In dem 24-seitigen Papier erklärt die Kommission ausführlich, warum die Marke auf 55 Prozent hochgesetzt werden sollte. «Die Ambition der EU zur Senkung der Treibhausgase bis 2030 auf 55 Prozent zu erhöhen, ist machbar und günstig für die Gesundheit, den Wohlstand und das Wohlergehen unserer Bürger», heisst es darin.

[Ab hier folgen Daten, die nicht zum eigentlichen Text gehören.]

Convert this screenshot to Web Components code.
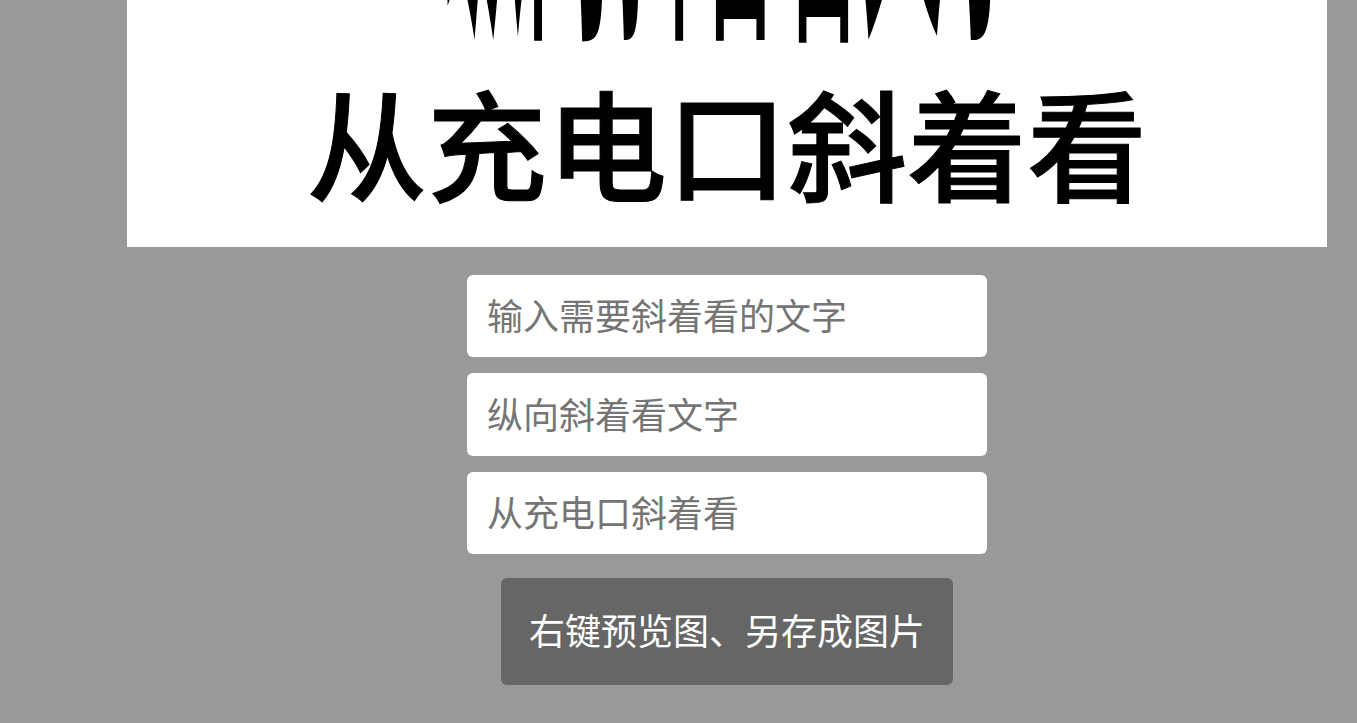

Klimawende so schnell wie möglich
Die unausweichliche Klimawende müsse so schnell wie möglich vorangehen, zumal sich die EU bereits festgelegt hat, bis 2050 «klimaneutral» zu werden und dann gar keine Treibhausgase mehr in die Atmosphäre zu blasen. Der 750 Milliarden Euro schwere Wiederaufbauplan nach der Corona-Krise bietet nach Einschätzung der EU-Kommission auch das Geld dafür. Die Modernisierung der Wirtschaft werde Jobs auf Jahrzehnte erhalten und sei auch sozial gerecht zu gestalten.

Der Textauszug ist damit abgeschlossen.